-- SHORT PROBLEM --
Locate the string "code" in the records below. Copy every line where it occurs.

-- RECORDS FOR THIS EXERCISE --
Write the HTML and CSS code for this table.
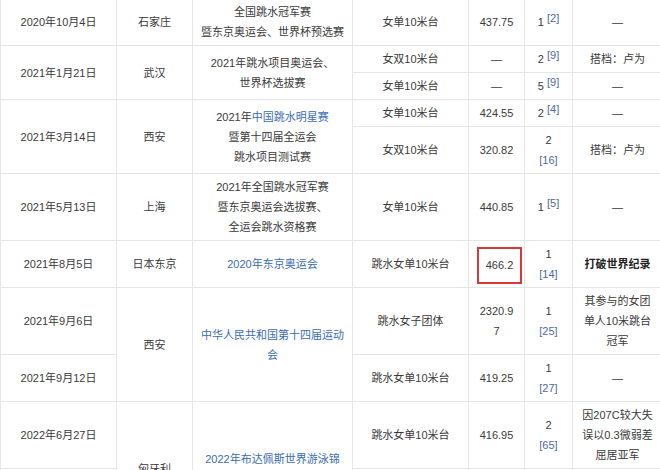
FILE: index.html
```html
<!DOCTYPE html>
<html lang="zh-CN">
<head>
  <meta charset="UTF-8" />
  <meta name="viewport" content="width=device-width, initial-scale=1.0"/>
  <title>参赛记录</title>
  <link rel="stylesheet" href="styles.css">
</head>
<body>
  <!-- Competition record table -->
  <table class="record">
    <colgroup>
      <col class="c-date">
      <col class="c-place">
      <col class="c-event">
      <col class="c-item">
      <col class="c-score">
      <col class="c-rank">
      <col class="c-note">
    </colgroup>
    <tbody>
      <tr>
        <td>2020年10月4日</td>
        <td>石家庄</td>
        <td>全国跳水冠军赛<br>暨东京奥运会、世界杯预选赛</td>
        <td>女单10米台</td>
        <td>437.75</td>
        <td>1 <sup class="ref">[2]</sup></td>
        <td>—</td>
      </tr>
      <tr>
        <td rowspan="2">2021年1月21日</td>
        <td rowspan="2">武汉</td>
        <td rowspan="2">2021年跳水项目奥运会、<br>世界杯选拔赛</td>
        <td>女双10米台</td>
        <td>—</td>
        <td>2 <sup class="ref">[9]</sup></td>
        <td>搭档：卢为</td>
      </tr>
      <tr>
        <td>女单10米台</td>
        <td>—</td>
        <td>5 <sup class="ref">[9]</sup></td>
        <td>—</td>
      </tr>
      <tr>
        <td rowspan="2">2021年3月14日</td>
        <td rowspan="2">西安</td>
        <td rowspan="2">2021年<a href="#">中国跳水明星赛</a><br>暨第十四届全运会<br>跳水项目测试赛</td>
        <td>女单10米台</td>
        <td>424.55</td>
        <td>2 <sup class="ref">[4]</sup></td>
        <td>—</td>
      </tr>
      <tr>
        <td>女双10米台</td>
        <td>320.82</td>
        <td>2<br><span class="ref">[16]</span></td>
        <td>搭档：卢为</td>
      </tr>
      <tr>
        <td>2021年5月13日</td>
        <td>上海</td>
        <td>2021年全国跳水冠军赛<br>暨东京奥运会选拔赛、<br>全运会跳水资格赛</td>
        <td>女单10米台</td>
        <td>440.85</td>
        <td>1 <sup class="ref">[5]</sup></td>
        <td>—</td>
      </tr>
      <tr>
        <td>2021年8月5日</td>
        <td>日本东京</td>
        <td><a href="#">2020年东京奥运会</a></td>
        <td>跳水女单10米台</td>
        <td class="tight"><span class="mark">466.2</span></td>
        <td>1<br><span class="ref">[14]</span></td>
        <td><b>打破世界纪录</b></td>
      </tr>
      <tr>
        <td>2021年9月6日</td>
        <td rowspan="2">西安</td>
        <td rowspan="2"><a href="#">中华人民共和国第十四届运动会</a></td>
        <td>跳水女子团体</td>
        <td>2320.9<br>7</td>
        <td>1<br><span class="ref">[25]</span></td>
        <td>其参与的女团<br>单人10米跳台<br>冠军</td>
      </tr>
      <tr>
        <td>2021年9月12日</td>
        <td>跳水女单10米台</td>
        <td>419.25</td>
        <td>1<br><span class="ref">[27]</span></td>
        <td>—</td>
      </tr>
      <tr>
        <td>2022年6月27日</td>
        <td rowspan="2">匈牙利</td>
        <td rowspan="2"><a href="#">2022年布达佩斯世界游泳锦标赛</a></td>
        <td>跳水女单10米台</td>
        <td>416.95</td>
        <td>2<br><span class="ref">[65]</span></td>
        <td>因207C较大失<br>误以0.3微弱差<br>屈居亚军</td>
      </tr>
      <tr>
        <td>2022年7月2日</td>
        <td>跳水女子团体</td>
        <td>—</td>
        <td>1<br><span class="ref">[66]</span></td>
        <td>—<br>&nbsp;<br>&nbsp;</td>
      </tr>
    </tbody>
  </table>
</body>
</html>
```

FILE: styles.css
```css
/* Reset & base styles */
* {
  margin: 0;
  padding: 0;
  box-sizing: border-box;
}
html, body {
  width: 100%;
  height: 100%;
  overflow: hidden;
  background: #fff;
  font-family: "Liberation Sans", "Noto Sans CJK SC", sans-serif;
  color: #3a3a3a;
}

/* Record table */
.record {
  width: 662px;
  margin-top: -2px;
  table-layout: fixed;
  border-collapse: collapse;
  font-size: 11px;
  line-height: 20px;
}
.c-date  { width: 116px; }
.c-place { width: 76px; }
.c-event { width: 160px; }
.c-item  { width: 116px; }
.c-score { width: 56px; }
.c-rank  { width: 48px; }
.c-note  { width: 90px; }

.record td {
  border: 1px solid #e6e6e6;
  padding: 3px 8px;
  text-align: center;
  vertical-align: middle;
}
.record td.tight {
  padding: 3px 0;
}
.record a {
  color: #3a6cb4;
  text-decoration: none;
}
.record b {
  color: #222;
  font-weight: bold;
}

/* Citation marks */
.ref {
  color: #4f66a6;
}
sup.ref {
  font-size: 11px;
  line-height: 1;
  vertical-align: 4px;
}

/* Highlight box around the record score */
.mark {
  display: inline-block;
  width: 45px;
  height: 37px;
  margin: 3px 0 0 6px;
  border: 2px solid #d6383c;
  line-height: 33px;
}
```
==
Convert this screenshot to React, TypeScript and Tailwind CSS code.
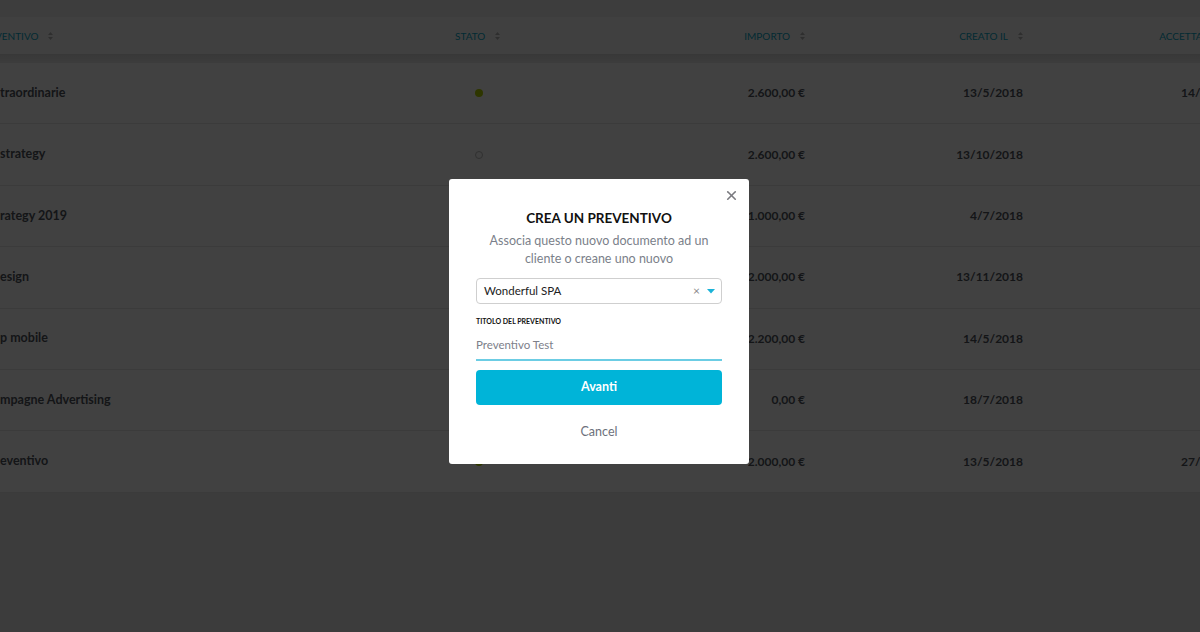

-- WRITTEN SOLUTION --
Write the HTML and CSS code for this table.
Convert this screenshot to React, TypeScript and Tailwind CSS code.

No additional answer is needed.